Coreopsis Creme Brulee 2 915
Coreopsis ‘Crème Brûlée’, Tostat, September 2015

And last autumn, I was beguiled by the dusky charms of Salvia x jamensis ‘Nachtvlinder’.  This tough, bushy Salvia will love being planted at the hot edge of the gravel area, and, with it’s dark purple/blue flowers and bright green, glossy foliage, it will enjoy the dry, hot conditions.

Salvia x jamensis Nachtvlinder 915
Salvia x jamensis ‘Nachtvlinder’, Tostat, September 2015

And to weave in and out, while my small plants are bulking up, I am going to plant some  drifts of Liatris spicata.  I have this liatris elsewhere in the garden, and I love the feathery foliage and loobrush shaped flowers.  It is a very tolerant plant, growing from walnut-sized bulbs in a matter of weeks.  I wouldn’t ever bother buying it as a potted plant.  The bulbs are really cheap, and they come through to flowering in a season, and will last for several years, but probably not for ever.  I got 120 bulbs from Lidl for less than 3 euros, so even if some are duffers,  there will still be plenty to plant.  Here it is, in the gravel area in 2013.

Liatris spicata
Liatris spicata, Tostat, July 2013

It is also pretty gorgeous in white, too.  Now, I just have to wait for the very cold rain and wind to stop, so that I can get planting.  Now, this is where impatience does come into it.

 

 

 

 

 

 

 

Seedaholic? Who, moi?

This is one of the times of the year when I experience a terrible yearning to be growing something new.  I suppose it’s the New Year talking to me, and usually, I have seed ready to go which I have bought earlier and kept, probably because it was recommended to sow it in the Spring more insistently than usual.  Last year was a bit of a horror story seed-wise. The weather was way too hot for too long, and despite copious watering and care, most seeds just don’t want to perform in those conditions.  So, returns were pretty poor. I had boasted in an earlier blog of how easy it was to grow Echinacea ‘White Swan’ from seed. Well, it is normally, if that’s a word that can be used anymore about weather.

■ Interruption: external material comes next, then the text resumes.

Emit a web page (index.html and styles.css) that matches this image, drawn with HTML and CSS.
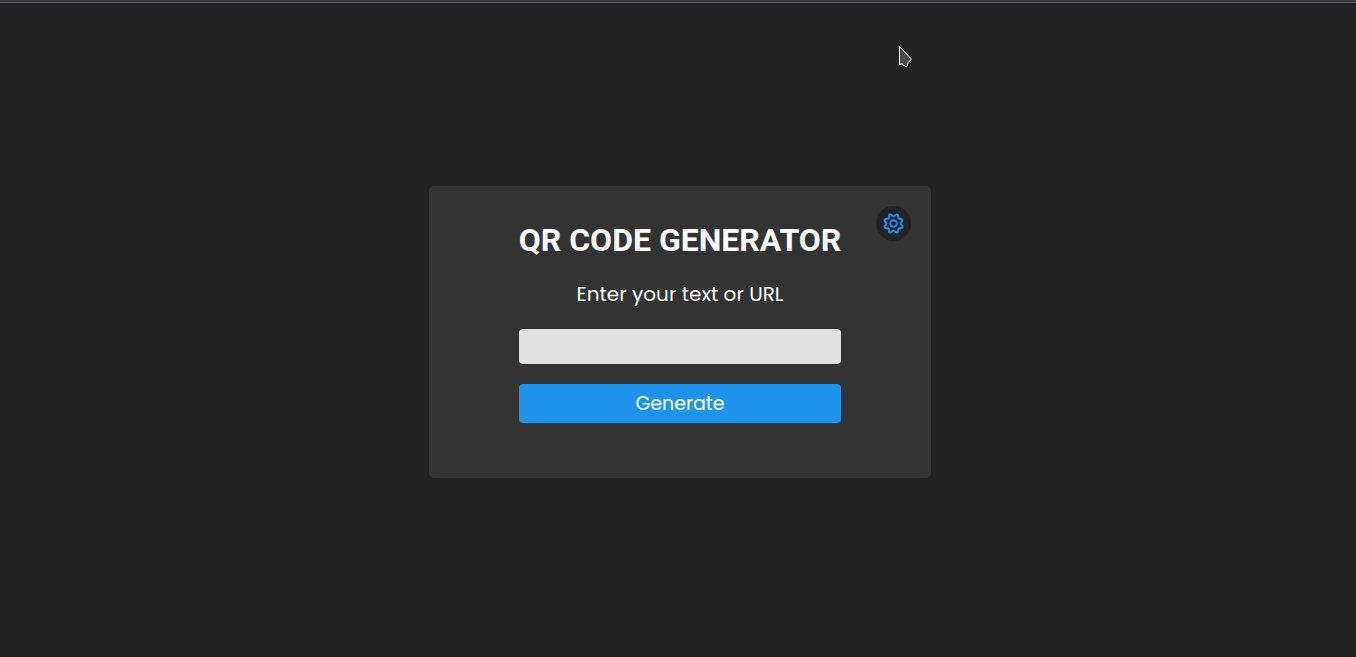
FILE: index.html
```html
<!DOCTYPE html>
<html lang="en">
<head>
  <meta charset="utf-8">
  <meta name="viewport" content="width=device-width, initial-scale=1">
  <title>QR Code Generator</title>
  <link rel="stylesheet" href="styles.css">
</head>
<body>
  <div class="top-strip"></div>
  <main class="stage">
    <section class="card">
      <button class="settings" type="button" aria-label="Settings">
        <svg class="settings-icon" viewBox="-12.5 -12.5 25 25" aria-hidden="true">
          <path d="M0-7 3.1-9.1 4.2-8.7 5-5 8.7-4.2 9.1-3.1 7 0 9.1 3.1 8.7 4.2 5 5 4.2 8.7 3.1 9.1 0 7-3.1 9.1-4.2 8.7-5 5-8.7 4.2-9.1 3.1-7 0-9.1-3.1-8.7-4.2-5-5-4.2-8.7-3.1-9.1Z"/>
          <circle r="3.3"/>
        </svg>
      </button>
      <form class="form">
        <h1 class="title">QR CODE GENERATOR</h1>
        <label class="label" for="qr-text">Enter your text or URL</label>
        <input class="field" id="qr-text" type="text">
        <button class="generate" type="button">Generate</button>
      </form>
    </section>
  </main>
  <svg class="pointer" viewBox="0 0 14 22" aria-hidden="true">
    <path d="M1.5 .7V18.5L4.6 17.8 5.6 19.6 8.8 20.8 10.2 16.6 13.4 13Z"/>
  </svg>
</body>
</html>
```

FILE: styles.css
```css
* {
  box-sizing: border-box;
}

body {
  display: flex;
  flex-direction: column;
  min-height: 100vh;
  margin: 0;
  background: #222;
  color: #fff;
  font-family: Poppins, Inter, sans-serif;
}

.top-strip {
  height: 3px;
  background: #35363a;
  border-bottom: 1px solid #5f6063;
}

.stage {
  flex: 1;
  display: grid;
  place-items: center;
  padding: 4px 0 0 4px;
}

.card {
  position: relative;
  padding: 34px 90px 55px;
  border-radius: 5px;
  background: #333;
}

.form {
  display: flex;
  flex-direction: column;
  align-items: stretch;
}

.title {
  margin: 0 0 20px;
  font: 700 32px/40px Roboto, sans-serif;
  text-align: center;
}

.label {
  margin-bottom: 20px;
  font-size: 20px;
  line-height: 29px;
  text-align: center;
}

.field {
  width: 0;
  min-width: 100%;
  height: 35px;
  margin-bottom: 20px;
  padding: 0 10px;
  border: 0;
  border-radius: 4px;
  background: #e1e1e1;
  font: inherit;
}

.generate {
  height: 39px;
  padding: 0;
  border: 0;
  border-radius: 4px;
  background: #1e93ec;
  color: #fff;
  font: inherit;
  font-size: 19px;
}

.settings {
  position: absolute;
  top: 20px;
  right: 20px;
  display: grid;
  place-items: center;
  width: 35px;
  height: 35px;
  padding: 0;
  border: 0;
  border-radius: 50%;
  background: #222;
}

.settings-icon {
  width: 25px;
  height: 25px;
  fill: none;
  stroke: #1e90f8;
  stroke-width: 2;
  stroke-linejoin: round;
}

.pointer {
  position: absolute;
  top: 46px;
  left: 898px;
  width: 14px;
  height: 22px;
  fill: #4a4a4a;
  stroke: #fff;
  stroke-width: 1;
  pointer-events: none;
}
```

Last year, I ate my hat time and time again.  And then again, we had a housesitter with clearly homicidal tendencies as far as seedlings go, who strenuously did not water them, maybe even at all for five weeks.   I was the one doing the Jack Nicholson ‘Here’s Johnny’ impression when I got home.

But, despite all that, and I am taking a risk here, it being only the second week in January, I think some toughies have pulled through.  I have tried once before to grow ‘Patrinia scabiosifolia’ from seed and come a cropper.  Out there, right now, are some pretty promising and doughty looking small plants with good root systems.   Patrinia is a veiling kind of tall, willowy perennial, yellow and see-through, both admirable qualities in my book.  So, I am hoping I will have a good clump of them in the new bit of the garden I am planning. It will be a rounded extension of an existing planting area which will link up with a curvy bed from the other side of the garden, making a narrowish passage way between the two.  So, more opportunity to dig up a bit more of the ho-ho lawn and plant it up, care of a plant fund set up by lovely friends who visited last summer.   So, this is not my photograph, but the photograph from ‘Special Plants’, where I bought the seed last year.

patrinia_scabiosifolia special plants
Patrinia scabiosifolia from Special Plants credit: http://www.specialplants.net

I also love ‘Morina longifolia’ and had a good clump that just fizzled after a few years after some wet springs.  I love its candy-ice whorled flowers and the eryngium like, thistle-imitation base of spikey leaves.  Morina longifolia will take it really hard, and so this time, with 7 or 8 good looking babies in pots, I will put it in a tougher spot and see if that helps it get through periods of rain.

morina_longifolia(2)
Morina longifolia from Special Plants credit: http://www.specialplants.net

And I am really thrilled to say that I have managed not to kill something I have read about, and really wanted to have a go at, ‘Erogonium grande var.rubescens’.  This is a form of red buckwheat which Annie’s Annuals in Richmond, California raves about as ‘goof-proof’ and ‘deer-proof’. I don’t have a deer problem but goof-proof sounds good to me.  I have no real idea how it will do here, but it clearly likes sun and dry, so that’s good for some bits of the garden, and if it’s survival skills through this past six months are anything to go by, it will be just fine.  The baby plants look very happy and, are indeed, evergreen, another plus.

eriogonum_grande_rubescens_erle
Eriogonum grande var. rubescens from Annie’s Annuals credit: http://www.anniesannuals.com

But, as I rummage through my seed store from the fridge, I also realise that my seedaholic tendencies are in danger of running away with themselves.  There are packets and packets and packets of seed, and, yes, this week I ordered more from one of my most favourite seedsites, aptly called Seedaholic.  Go to their site, and be amazed by the generosity of their information about the seeds and their cultivation, not to mention very reasonable prices.  But just before I close, this is one of my purchases from Seedaholic only this week, a new Cosmos, ‘Cosmos bipinnatus Xanthos’.  Cosmos is another plants that everyone, bar me, grows from seed.  So, I am hoping this lovely cream-coloured one will break my curse.